Select each line where the word "components" appears.

[Start]

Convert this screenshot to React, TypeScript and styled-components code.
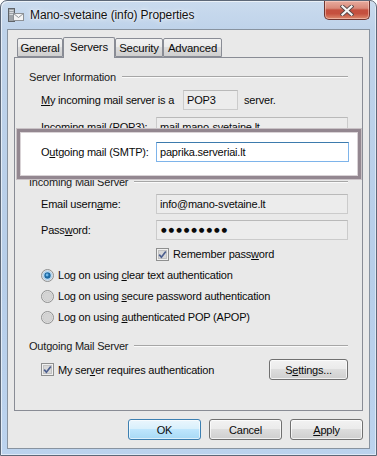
import styled, { createGlobalStyle } from 'styled-components';

const GlobalStyle = createGlobalStyle`
  html, body { margin: 0; padding: 0; background: #fff; }
  body {
    font-family: 'Liberation Sans', Arial, sans-serif;
    font-size: 11px;
    letter-spacing: -0.2px;
    color: #0a0a0a;
  }
  #root { width: 377px; height: 456px; }
`;

const Window = styled.div`
  width: 377px;
  height: 456px;
  box-sizing: border-box;
  border: 1px solid #5d6878;
  border-radius: 7px 7px 0 0;
  padding: 0 6px 6px 6px;
  display: flex;
  flex-direction: column;
  overflow: hidden;
  background: linear-gradient(180deg, #cadbee 0px, #bfd3ea 28px, #b7cee9 60%, #bcd3ee 100%);
  box-shadow: inset 1px 1px 0 rgba(255, 255, 255, 0.6), inset -1px -1px 0 rgba(255, 255, 255, 0.5);
`;

const TitleBar = styled.div`
  height: 28px;
  flex-shrink: 0;
  display: flex;
  align-items: center;
`;

const AppIcon = styled.svg`
  margin-left: 1px;
  flex-shrink: 0;
`;

const Title = styled.span`
  margin-left: 6px;
  font-size: 12px;
  letter-spacing: -0.1px;
  color: #111;
  text-shadow: 0 0 6px rgba(255, 255, 255, 0.95), 0 0 2px #fff;
`;

const CloseButton = styled.div`
  margin-left: auto;
  align-self: flex-start;
  width: 46px;
  height: 19px;
  box-sizing: border-box;
  border: 1px solid #6e3530;
  border-top: none;
  border-radius: 0 0 5px 5px;
  background: linear-gradient(180deg, #e7ab9e 0%, #d98a7a 40%, #c4503f 50%, #c5503e 70%, #dc8a6e 100%);
  box-shadow: inset 0 0 0 1px rgba(255, 220, 210, 0.5);
  display: flex;
  align-items: center;
  justify-content: center;
`;

const Client = styled.div`
  flex: 1;
  box-sizing: border-box;
  border: 1px solid #8893a0;
  background: #e9e9e9;
  padding: 7px 6px 8px 6px;
  display: flex;
  flex-direction: column;
`;

const TabStrip = styled.div`
  height: 20px;
  padding-left: 3px;
  display: flex;
  align-items: flex-end;
  position: relative;
  z-index: 1;
`;

const Tab = styled.div<{ $w: number; $active?: boolean }>`
  width: ${(p) => p.$w}px;
  box-sizing: border-box;
  height: ${(p) => (p.$active ? 21 : 19)}px;
  margin-bottom: ${(p) => (p.$active ? -1 : 0)}px;
  border: 1px solid #898c95;
  border-bottom: ${(p) => (p.$active ? 'none' : '1px solid #898c95')};
  border-radius: 2px 2px 0 0;
  background: ${(p) =>
    p.$active
      ? '#e9e9e9'
      : 'linear-gradient(180deg, #f2f2f2 0%, #ebebeb 45%, #dddddd 50%, #cfcfcf 100%)'};
  display: flex;
  align-items: center;
  justify-content: center;
  padding-bottom: ${(p) => (p.$active ? 3 : 0)}px;
  font-size: 11.4px;
`;

const Panel = styled.div`
  height: 354px;
  box-sizing: border-box;
  border: 1px solid #898c95;
  background: #e9e9e9;
  padding: 11px 14px 0 14px;
  display: flex;
  flex-direction: column;
`;

const GroupHeader = styled.div<{ $mt?: number }>`
  height: 16px;
  margin-top: ${(p) => p.$mt ?? 0}px;
  display: flex;
  align-items: center;
  color: #1a1a1a;
  &::after {
    content: '';
    flex: 1;
    margin-left: 6px;
    border-top: 1px solid #a6a6a6;
    border-bottom: 1px solid #fafafa;
  }
`;

const Row = styled.div<{ $mt?: number; $h?: number }>`
  height: ${(p) => p.$h ?? 20}px;
  margin-top: ${(p) => p.$mt ?? 0}px;
  padding-left: 12px;
  display: flex;
  align-items: center;
`;

const Label = styled.span<{ $w: number }>`
  width: ${(p) => p.$w}px;
  flex-shrink: 0;
  white-space: nowrap;
`;

const Field = styled.div<{ $w?: number; $focus?: boolean }>`
  ${(p) => (p.$w ? `width: ${p.$w}px;` : 'flex: 1;')}
  height: 20px;
  box-sizing: border-box;
  padding-left: 3px;
  display: flex;
  align-items: center;
  white-space: nowrap;
  border: 1px solid ${(p) => (p.$focus ? '#7eb4ea' : '#cbcbcb')};
  border-top-color: ${(p) => (p.$focus ? '#3d7bad' : '#b9b9b9')};
  background: ${(p) => (p.$focus ? '#fff' : '#ececec')};
`;

const Dots = styled.span`
  font-size: 6.5px;
  letter-spacing: 1.9px;
  font-family: 'DejaVu Sans', sans-serif;
  margin-left: 1px;
`;

const After = styled.span`
  margin-left: 6px;
`;

const Callout = styled.div`
  position: relative;
  z-index: 2;
  margin: -8px -13px 0 -12px;
  border: 3px solid #938790;
  background: #fff;
  padding: 10px 9px 14px 21px;
  box-shadow: 0 0 0 1px #c9c2c6, inset 0 0 0 1px #d9d3d6;
`;

const CalloutRow = styled.div`
  height: 20px;
  display: flex;
  align-items: center;
`;

const CheckRow = styled.div<{ $mt?: number; $indent: number }>`
  height: 14px;
  margin-top: ${(p) => p.$mt ?? 0}px;
  padding-left: ${(p) => p.$indent}px;
  display: flex;
  align-items: center;
  gap: 4px;
  white-space: nowrap;
`;

const AuthRow = styled.div`
  height: 21px;
  margin-top: 5px;
  padding-left: 12px;
  display: flex;
  align-items: center;
  gap: 4px;
`;

const Button = styled.div<{ $w: number; $default?: boolean }>`
  width: ${(p) => p.$w}px;
  height: 21px;
  box-sizing: border-box;
  border: 1px solid ${(p) => (p.$default ? '#3c7fb1' : '#707070')};
  border-radius: 3px;
  background: ${(p) =>
    p.$default
      ? 'linear-gradient(180deg, #eaf6fd 0%, #d9f0fc 45%, #bee6fd 50%, #a7d9f5 100%)'
      : 'linear-gradient(180deg, #f2f2f2 0%, #ebebeb 45%, #dddddd 50%, #cfcfcf 100%)'};
  box-shadow: inset 0 0 0 1px ${(p) => (p.$default ? 'rgba(255,255,255,0.6)' : 'rgba(255,255,255,0.7)')};
  display: flex;
  align-items: center;
  justify-content: center;
  flex-shrink: 0;
`;

const Spacer = styled.div`
  flex: 1;
`;

const ButtonBar = styled.div`
  margin-top: 8px;
  display: flex;
  justify-content: flex-end;
  gap: 8px;
`;

const Key = styled.u`
  text-decoration: underline;
  text-underline-offset: 1px;
`;

const CheckBox = () => (
  <svg width="13" height="13" viewBox="0 0 13 13">
    <rect x="0.5" y="0.5" width="12" height="12" fill="#f0f0f0" stroke="#8e8f8f" />
    <rect x="2.5" y="2.5" width="8" height="8" fill="#d8d8d8" stroke="#c2c2c2" />
    <path d="M3.2 6.6 L5.4 9.2 L9.8 3.4" stroke="#4c5f8f" strokeWidth="1.7" fill="none" />
  </svg>
);

const Radio = ({ on }: { on?: boolean }) => (
  <svg width="13" height="13" viewBox="0 0 13 13">
    <circle cx="6.5" cy="6.5" r="6" fill="#e6e6e6" stroke="#8e8f8f" />
    <circle cx="6.5" cy="6.5" r="4.5" fill={on ? '#cfe6f6' : '#d4d4d4'} stroke={on ? '#9fc6e6' : '#c8c8c8'} strokeWidth="0.8" />
    {on && <circle cx="6.5" cy="6.5" r="3.2" fill="#1d6aa4" />}
    {on && <circle cx="6.1" cy="6" r="1.4" fill="#6fb8ea" />}
  </svg>
);

export default function App() {
  return (
    <>
      <GlobalStyle />
      <Window>
        <TitleBar>
          <AppIcon width="16" height="14" viewBox="0 0 16 14">
            <rect x="0.5" y="0.5" width="6" height="13" fill="#9ea3a8" stroke="#5f6469" />
            <rect x="1.5" y="2" width="4" height="1" fill="#d8dbde" />
            <rect x="1.5" y="4" width="4" height="1" fill="#d8dbde" />
            <rect x="1.5" y="6" width="4" height="1" fill="#d8dbde" />
            <rect x="5.5" y="5.5" width="10" height="7" fill="#f4f4f4" stroke="#8d9196" />
            <path d="M5.5 5.5 L10.5 9.5 L15.5 5.5" stroke="#8d9196" fill="none" />
          </AppIcon>
          <Title>Mano-svetaine (info) Properties</Title>
          <CloseButton>
            <svg width="14" height="11" viewBox="0 0 14 11">
              <path d="M2.5 1.5 L11.5 9.5 M11.5 1.5 L2.5 9.5" stroke="#5b4a4a" strokeWidth="4" strokeLinecap="square" />
              <path d="M2.5 1.5 L11.5 9.5 M11.5 1.5 L2.5 9.5" stroke="#f6f6f6" strokeWidth="2.2" strokeLinecap="square" />
            </svg>
          </CloseButton>
        </TitleBar>
        <Client>
          <TabStrip>
            <Tab $w={46}>General</Tab>
            <Tab $w={52} $active>Servers</Tab>
            <Tab $w={48}>Security</Tab>
            <Tab $w={59}>Advanced</Tab>
          </TabStrip>
          <Panel>
            <GroupHeader>Server Information</GroupHeader>
            <Row $mt={5}>
              <Label $w={142}>
                <Key>M</Key>y incoming mail server is a
              </Label>
              <Field $w={55}>POP3</Field>
              <After>server.</After>
            </Row>
            <Row $mt={7}>
              <Label $w={115}>Incoming mail (POP3):</Label>
              <Field>mail.mano-svetaine.lt</Field>
            </Row>
            <Callout>
              <CalloutRow>
                <Label $w={115}>
                  O<Key>u</Key>tgoing mail (SMTP):
                </Label>
                <Field $focus>paprika.serveriai.lt</Field>
              </CalloutRow>
            </Callout>
            <GroupHeader $mt={-5}>Incoming Mail Server</GroupHeader>
            <Row $mt={4}>
              <Label $w={115}>
                Email usern<Key>a</Key>me:
              </Label>
              <Field>info@mano-svetaine.lt</Field>
            </Row>
            <Row $mt={6}>
              <Label $w={115}>
                Pass<Key>w</Key>ord:
              </Label>
              <Field>
                <Dots>●●●●●●●●●</Dots>
              </Field>
            </Row>
            <CheckRow $mt={7} $indent={127}>
              <CheckBox />
              <span>
                Remember pass<Key>w</Key>ord
              </span>
            </CheckRow>
            <CheckRow $mt={7} $indent={12}>
              <Radio on />
              <span>
                Log on using <Key>c</Key>lear text authentication
              </span>
            </CheckRow>
            <CheckRow $mt={7} $indent={12}>
              <Radio />
              <span>
                Log on using <Key>s</Key>ecure password authentication
              </span>
            </CheckRow>
            <CheckRow $mt={7} $indent={12}>
              <Radio />
              <span>
                Log on using <Key>a</Key>uthenticated POP (APOP)
              </span>
            </CheckRow>
            <GroupHeader $mt={14}>Outgoing Mail Server</GroupHeader>
            <AuthRow>
              <CheckBox />
              <span>
                My ser<Key>v</Key>er requires authentication
              </span>
              <Spacer />
              <Button $w={79}>
                S<Key>e</Key>ttings...
              </Button>
            </AuthRow>
          </Panel>
          <ButtonBar>
            <Button $w={73} $default>
              OK
            </Button>
            <Button $w={73}>Cancel</Button>
            <Button $w={73}>
              <Key>A</Key>pply
            </Button>
          </ButtonBar>
        </Client>
      </Window>
    </>
  );
}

[End]

▸ CORRECT ANSWER
Convert this screenshot to React, TypeScript and styled-components code.
import styled, { createGlobalStyle } from 'styled-components';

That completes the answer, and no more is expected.